Aim of the exercise =>
Extract each line of the material that follows exactly and omit its pictures.

Data block =>
START
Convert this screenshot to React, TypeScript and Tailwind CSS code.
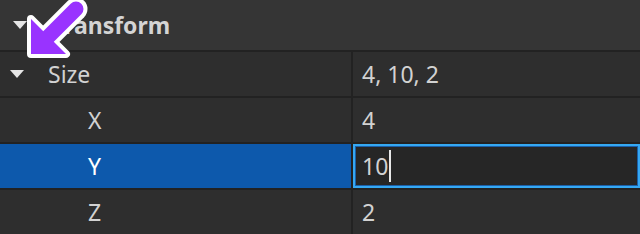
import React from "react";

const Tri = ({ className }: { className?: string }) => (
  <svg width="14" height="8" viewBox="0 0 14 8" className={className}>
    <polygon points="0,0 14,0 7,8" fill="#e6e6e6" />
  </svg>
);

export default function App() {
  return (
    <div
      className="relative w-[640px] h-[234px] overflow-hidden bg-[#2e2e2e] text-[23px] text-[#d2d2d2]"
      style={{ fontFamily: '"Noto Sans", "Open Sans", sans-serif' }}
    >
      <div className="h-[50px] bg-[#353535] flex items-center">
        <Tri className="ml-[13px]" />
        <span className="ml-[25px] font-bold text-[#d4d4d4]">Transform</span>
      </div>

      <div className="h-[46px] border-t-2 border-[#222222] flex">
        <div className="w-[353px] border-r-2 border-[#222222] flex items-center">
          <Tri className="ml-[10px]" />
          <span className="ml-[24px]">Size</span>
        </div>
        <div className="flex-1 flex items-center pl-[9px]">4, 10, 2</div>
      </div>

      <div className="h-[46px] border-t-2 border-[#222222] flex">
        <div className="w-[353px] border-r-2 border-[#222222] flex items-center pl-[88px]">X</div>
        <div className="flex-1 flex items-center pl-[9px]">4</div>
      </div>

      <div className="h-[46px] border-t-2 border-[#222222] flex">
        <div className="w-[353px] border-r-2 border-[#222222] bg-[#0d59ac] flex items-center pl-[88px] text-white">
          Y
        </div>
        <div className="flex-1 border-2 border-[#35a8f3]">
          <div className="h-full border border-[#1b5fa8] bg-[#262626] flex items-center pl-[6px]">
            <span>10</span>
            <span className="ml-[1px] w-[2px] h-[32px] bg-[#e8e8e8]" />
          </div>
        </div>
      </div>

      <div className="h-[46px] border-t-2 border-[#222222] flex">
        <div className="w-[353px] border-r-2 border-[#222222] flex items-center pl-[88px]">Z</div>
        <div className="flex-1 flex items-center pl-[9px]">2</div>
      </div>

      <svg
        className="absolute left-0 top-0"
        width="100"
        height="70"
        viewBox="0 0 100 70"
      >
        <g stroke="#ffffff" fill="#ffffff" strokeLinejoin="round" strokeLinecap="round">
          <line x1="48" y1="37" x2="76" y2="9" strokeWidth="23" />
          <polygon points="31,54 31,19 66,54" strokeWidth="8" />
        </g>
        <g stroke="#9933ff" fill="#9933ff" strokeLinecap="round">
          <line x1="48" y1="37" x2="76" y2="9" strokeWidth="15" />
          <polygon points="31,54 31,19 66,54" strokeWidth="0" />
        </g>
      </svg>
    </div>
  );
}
END
Output below =>
Convert this screenshot to React, TypeScript and Tailwind CSS code.
import React from "react";

const Tri = ({ className }: { className?: string }) => (
  <svg width="14" height="8" viewBox="0 0 14 8" className={className}>
    <polygon points="0,0 14,0 7,8" fill="#e6e6e6" />
  </svg>
);

export default function App() {
  return (
    <div
      className="relative w-[640px] h-[234px] overflow-hidden bg-[#2e2e2e] text-[23px] text-[#d2d2d2]"
      style={{ fontFamily: '"Noto Sans", "Open Sans", sans-serif' }}
    >
      <div className="h-[50px] bg-[#353535] flex items-center">
        <Tri className="ml-[13px]" />
        <span className="ml-[25px] font-bold text-[#d4d4d4]">Transform</span>
      </div>

      <div className="h-[46px] border-t-2 border-[#222222] flex">
        <div className="w-[353px] border-r-2 border-[#222222] flex items-center">
          <Tri className="ml-[10px]" />
          <span className="ml-[24px]">Size</span>
        </div>
        <div className="flex-1 flex items-center pl-[9px]">4, 10, 2</div>
      </div>

      <div className="h-[46px] border-t-2 border-[#222222] flex">
        <div className="w-[353px] border-r-2 border-[#222222] flex items-center pl-[88px]">X</div>
        <div className="flex-1 flex items-center pl-[9px]">4</div>
      </div>

      <div className="h-[46px] border-t-2 border-[#222222] flex">
        <div className="w-[353px] border-r-2 border-[#222222] bg-[#0d59ac] flex items-center pl-[88px] text-white">
          Y
        </div>
        <div className="flex-1 border-2 border-[#35a8f3]">
          <div className="h-full border border-[#1b5fa8] bg-[#262626] flex items-center pl-[6px]">
            <span>10</span>
            <span className="ml-[1px] w-[2px] h-[32px] bg-[#e8e8e8]" />
          </div>
        </div>
      </div>

      <div className="h-[46px] border-t-2 border-[#222222] flex">
        <div className="w-[353px] border-r-2 border-[#222222] flex items-center pl-[88px]">Z</div>
        <div className="flex-1 flex items-center pl-[9px]">2</div>
      </div>

      <svg
        className="absolute left-0 top-0"
        width="100"
        height="70"
        viewBox="0 0 100 70"
      >
        <g stroke="#ffffff" fill="#ffffff" strokeLinejoin="round" strokeLinecap="round">
          <line x1="48" y1="37" x2="76" y2="9" strokeWidth="23" />
          <polygon points="31,54 31,19 66,54" strokeWidth="8" />
        </g>
        <g stroke="#9933ff" fill="#9933ff" strokeLinecap="round">
          <line x1="48" y1="37" x2="76" y2="9" strokeWidth="15" />
          <polygon points="31,54 31,19 66,54" strokeWidth="0" />
        </g>
      </svg>
    </div>
  );
}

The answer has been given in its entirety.